Charities can do a lot to address the causes and impacts of climate change in less wealthy countries, particularly with community-led approaches such as these. However there is a strong need for other actors to step up, too.
Leila Yassine, the Global Nature Advocacy Manager at the Rainforest Alliance, has emphasised that the interconnected issues of climate change, deforestation, human rights, and poverty are “too great and complex to face alone.”
She told us: “We urgently need more Integrated Landscape Management approaches that bring together all land users – farmers, forest enterprises, rural communities, local leaders, companies, and governments – to scale nature-based solutions and tackle these challenges together.”
Dr Cleetus echoes the same sentiment: “It’s vitally important that richer countries and every sector of the economy engage in moving forward climate solutions. The climate crisis is so dire now that we need an all-hands-on-deck approach.”
As climate change is a humanitarian crisis, charities and non-profits are also well placed to address its impacts. Some of these include CARE, Islamic Relief USA, The British Red Cross, Doctors without Borders, and Unicef.
But humanitarian aid alone is increasingly seen as insufficient to address the scope of the problem. Dr Cleetus comments: “It’s important to recognise that the toll of climate loss and damage is mounting rapidly, and episodic humanitarian or disaster assistance from countries or non-profit agencies is far from sufficient.”
“The world needs a more effective and well-funded mechanism and that’s what we’re fighting for here at COP27: a finance facility for loss and damage with new and additional grants-based public funding.
“Richer nations also need to significantly scale climate finance to help countries make a clean energy transition rapidly and address energy poverty.”
Charities cannot face the issue alone: it has been repeatedly emphasised that change must take place on a much larger scale. Yeb Saño, Greenpeace’s COP27 Head of Delegation and Executive Director of Greenpeace Southeast Asia, has described the extent and type of change that should occur: “It is absolutely crucial that world leaders agree on a new finance facility that can collect and distribute money to compensate the worst-hit countries coping with the unavoidable impacts of the climate crisis.”
He says that governments of wealthy countries have “dragged their feet on tackling this injustice for far too long, putting the whole enterprise at risk”.
To push for the type of structural change required, charities can fulfil an advocacy role, as well as take other appropriate political action depending on their organisation type. Non-profits campaigning for climate justice include the Environmental Justice Foundation, Global Greengrants Fund UK, Practical Action, and Christian Aid.

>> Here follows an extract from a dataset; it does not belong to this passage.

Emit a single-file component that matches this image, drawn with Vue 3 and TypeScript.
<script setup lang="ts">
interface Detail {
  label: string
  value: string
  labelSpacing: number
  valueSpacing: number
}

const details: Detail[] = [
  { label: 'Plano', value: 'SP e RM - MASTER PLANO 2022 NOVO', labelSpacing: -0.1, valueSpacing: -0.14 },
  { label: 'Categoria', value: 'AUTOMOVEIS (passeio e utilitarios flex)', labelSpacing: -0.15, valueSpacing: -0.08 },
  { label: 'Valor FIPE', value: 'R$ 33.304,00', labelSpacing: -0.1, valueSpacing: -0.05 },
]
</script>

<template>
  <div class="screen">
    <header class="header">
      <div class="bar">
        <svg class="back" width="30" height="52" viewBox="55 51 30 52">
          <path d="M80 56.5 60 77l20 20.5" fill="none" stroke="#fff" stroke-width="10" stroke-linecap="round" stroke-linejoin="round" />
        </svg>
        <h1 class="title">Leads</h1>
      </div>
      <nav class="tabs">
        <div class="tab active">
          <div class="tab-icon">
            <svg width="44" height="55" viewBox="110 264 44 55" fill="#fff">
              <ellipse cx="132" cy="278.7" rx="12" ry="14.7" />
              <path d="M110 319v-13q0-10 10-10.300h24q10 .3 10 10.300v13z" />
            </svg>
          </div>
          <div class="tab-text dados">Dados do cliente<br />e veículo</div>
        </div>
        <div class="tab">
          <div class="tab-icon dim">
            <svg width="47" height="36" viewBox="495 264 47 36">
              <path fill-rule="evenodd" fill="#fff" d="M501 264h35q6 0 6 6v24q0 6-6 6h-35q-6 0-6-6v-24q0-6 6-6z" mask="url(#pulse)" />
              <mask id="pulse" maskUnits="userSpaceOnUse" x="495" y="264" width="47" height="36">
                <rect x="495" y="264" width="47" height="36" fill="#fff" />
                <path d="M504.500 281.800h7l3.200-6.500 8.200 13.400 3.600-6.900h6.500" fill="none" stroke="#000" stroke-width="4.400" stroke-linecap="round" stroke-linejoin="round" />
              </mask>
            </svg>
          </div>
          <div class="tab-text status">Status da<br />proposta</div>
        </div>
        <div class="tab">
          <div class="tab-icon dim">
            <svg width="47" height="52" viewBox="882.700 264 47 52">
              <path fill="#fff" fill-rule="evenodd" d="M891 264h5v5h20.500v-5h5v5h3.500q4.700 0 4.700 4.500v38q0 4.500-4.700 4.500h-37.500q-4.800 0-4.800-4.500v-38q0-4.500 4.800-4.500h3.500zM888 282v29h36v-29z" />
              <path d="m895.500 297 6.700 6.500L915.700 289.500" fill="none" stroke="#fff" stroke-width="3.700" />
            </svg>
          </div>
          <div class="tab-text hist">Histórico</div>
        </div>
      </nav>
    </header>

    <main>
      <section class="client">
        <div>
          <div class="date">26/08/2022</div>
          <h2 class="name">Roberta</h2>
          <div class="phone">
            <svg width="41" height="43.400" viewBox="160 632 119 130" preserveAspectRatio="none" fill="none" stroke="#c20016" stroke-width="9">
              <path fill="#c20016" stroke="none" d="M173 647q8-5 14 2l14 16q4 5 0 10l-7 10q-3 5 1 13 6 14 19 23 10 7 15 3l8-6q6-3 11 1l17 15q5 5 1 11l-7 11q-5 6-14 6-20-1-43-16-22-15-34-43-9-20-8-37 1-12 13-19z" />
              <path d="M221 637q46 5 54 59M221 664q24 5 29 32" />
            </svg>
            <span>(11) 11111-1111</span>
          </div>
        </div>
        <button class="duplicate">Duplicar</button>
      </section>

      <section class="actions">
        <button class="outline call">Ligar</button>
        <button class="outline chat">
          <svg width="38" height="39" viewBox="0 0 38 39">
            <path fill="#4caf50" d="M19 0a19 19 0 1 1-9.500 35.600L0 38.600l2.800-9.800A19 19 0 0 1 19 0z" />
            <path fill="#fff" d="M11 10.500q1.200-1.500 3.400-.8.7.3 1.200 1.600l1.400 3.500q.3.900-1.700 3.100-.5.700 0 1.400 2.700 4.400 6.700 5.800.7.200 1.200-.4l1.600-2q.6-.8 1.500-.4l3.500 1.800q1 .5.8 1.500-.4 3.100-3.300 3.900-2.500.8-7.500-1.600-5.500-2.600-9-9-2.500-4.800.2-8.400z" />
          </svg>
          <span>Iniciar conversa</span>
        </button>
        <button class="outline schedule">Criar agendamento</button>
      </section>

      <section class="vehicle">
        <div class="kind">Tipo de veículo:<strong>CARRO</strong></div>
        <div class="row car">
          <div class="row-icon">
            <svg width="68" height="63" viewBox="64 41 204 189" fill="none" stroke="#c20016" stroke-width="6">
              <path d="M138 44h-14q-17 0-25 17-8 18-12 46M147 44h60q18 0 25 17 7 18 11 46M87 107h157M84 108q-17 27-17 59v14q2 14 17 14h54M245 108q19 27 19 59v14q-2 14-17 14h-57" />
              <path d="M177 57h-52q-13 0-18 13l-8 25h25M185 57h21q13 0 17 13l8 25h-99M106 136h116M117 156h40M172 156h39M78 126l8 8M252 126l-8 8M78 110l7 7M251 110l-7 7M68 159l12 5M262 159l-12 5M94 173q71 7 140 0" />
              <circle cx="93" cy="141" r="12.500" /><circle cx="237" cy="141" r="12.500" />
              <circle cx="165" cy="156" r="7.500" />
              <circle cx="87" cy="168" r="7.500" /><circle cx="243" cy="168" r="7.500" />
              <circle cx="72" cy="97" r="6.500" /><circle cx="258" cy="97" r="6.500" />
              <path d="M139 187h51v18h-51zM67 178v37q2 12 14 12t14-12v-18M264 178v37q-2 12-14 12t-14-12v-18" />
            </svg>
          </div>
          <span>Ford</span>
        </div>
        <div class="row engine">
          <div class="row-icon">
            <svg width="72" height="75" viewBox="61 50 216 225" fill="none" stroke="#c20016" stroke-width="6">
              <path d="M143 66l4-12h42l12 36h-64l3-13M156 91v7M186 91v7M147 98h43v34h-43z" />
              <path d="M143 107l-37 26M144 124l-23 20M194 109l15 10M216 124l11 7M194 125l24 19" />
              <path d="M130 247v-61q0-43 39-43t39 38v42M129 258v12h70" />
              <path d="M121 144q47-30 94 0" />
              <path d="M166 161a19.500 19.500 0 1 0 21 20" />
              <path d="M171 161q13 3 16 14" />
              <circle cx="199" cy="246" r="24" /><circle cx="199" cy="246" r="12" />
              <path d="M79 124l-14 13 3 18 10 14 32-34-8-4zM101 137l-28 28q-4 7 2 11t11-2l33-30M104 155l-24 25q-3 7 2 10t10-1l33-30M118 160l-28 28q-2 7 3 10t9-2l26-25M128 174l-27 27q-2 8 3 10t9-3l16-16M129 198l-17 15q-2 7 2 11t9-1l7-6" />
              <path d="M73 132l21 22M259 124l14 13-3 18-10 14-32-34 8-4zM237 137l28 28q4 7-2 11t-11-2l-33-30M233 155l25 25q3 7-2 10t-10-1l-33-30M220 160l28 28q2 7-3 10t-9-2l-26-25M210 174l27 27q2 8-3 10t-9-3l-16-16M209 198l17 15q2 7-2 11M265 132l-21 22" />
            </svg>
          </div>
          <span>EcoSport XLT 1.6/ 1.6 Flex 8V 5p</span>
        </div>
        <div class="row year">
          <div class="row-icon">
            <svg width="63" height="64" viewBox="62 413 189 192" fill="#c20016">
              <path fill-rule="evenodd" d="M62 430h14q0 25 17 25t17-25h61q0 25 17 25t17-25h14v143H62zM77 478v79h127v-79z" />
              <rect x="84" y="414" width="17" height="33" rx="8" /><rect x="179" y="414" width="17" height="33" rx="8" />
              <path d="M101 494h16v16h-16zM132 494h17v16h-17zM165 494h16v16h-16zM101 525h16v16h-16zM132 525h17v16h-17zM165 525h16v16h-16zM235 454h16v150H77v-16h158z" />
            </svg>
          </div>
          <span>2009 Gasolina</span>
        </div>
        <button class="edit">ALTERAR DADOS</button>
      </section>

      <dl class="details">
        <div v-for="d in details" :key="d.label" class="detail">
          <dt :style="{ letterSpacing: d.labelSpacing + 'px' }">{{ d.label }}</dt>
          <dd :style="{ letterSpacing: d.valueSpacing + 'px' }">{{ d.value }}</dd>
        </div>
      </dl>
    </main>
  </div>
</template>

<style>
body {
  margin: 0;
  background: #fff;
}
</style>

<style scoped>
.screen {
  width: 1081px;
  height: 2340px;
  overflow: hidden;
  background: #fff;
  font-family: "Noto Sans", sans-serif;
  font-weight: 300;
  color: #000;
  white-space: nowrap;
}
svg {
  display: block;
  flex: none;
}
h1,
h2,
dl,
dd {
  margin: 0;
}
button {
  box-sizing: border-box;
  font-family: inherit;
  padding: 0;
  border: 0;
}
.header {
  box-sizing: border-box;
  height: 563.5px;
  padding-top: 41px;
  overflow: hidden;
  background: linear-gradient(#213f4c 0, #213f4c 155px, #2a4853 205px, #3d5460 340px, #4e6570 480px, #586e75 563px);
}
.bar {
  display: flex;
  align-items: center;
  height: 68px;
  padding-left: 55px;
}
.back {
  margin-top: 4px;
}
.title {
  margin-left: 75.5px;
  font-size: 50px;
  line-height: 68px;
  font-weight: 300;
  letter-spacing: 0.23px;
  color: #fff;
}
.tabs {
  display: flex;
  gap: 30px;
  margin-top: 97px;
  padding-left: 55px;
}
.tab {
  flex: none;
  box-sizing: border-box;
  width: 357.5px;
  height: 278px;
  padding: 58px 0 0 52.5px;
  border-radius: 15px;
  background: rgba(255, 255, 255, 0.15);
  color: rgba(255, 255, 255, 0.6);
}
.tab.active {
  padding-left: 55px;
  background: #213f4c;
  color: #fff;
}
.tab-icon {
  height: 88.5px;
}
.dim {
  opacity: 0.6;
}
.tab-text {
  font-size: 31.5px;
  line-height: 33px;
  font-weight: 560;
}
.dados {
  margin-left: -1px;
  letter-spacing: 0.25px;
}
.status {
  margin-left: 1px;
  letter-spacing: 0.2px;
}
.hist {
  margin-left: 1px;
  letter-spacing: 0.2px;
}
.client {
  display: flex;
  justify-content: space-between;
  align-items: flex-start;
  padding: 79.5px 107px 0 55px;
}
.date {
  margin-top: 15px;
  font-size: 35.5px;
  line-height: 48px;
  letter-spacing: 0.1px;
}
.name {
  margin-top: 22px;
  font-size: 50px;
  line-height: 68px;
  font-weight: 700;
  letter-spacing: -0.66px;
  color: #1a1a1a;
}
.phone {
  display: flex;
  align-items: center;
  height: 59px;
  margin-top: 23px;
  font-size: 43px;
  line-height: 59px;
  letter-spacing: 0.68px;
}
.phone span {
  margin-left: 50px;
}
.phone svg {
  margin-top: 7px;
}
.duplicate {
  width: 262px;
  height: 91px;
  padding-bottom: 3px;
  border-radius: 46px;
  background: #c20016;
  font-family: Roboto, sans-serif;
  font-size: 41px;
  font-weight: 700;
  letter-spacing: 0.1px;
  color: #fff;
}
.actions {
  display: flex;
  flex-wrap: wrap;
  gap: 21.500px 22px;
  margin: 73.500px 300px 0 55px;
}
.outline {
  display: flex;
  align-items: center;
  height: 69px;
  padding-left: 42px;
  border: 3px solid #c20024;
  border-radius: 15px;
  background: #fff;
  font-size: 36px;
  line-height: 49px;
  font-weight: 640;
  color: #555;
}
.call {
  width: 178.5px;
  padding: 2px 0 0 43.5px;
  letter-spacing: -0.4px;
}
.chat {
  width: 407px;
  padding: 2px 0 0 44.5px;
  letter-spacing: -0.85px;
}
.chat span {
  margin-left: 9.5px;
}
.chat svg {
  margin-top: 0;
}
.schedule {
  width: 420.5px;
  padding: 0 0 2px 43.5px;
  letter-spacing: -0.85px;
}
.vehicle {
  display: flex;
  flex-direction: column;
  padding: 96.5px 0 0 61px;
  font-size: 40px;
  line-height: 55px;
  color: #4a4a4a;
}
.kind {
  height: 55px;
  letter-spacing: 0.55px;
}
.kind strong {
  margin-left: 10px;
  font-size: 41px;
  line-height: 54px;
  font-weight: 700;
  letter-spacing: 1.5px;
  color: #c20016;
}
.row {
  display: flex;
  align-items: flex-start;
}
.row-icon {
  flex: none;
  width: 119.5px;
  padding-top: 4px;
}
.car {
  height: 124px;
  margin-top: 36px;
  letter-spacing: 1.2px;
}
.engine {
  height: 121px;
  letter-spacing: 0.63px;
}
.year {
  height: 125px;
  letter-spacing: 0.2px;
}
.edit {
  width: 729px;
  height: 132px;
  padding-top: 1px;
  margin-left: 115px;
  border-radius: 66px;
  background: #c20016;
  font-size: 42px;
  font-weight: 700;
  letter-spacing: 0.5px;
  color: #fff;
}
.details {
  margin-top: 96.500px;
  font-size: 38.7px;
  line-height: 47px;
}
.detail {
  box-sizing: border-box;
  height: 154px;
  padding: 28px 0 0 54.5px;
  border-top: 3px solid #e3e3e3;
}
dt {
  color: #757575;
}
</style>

Dr Cleetus states: “At COP, civil society groups from all over the world collaborate, learn from each other and work together to push their nations’ leaders to do more to address climate change.
“Working in solidarity, NGOs from the Global North and the Global South can put pressure on their leaders to centre science and justice in the outcomes of these negotiations and hold them accountable for delivering ambitious solutions.
“We are also putting pressure to hold fossil fuel companies accountable for the harm they are causing and their decades of deception and obstruction of climate action.”
So, although charities cannot directly affect the type of structural change that is needed for true climate justice, they can use their voice to collaborate and apply pressure to those who can.
At COP27, many seeking climate justice are emphasising the issue of loss and damage: for wealthier countries to add a third pillar of funding to existing mitigation and adaptation efforts to address the impacts of climate change that cannot be – or have not been – avoided through mitigation and adaptation efforts.
This includes economic impacts such as crop losses and structural damage, but also non-economic impacts such as lost livelihoods where adaptation is no longer possible, cultural losses, and the loss and damage to ecosystems.
Greenpeace state: “Action on loss and damage is central to achieving climate justice. For 30 years, wealthier nations have blocked discussions on this issue.
“Richer economies and fossil fuel companies have contributed most to the climate crisis and have a moral responsibility to support less developed and climate vulnerable countries who are suffering the worst climate impacts through very little fault of their own.
“Creation of a dedicated Loss and Damage Finance Facility is the fairest and most effective way to deliver proper financial support to countries in urgent need.”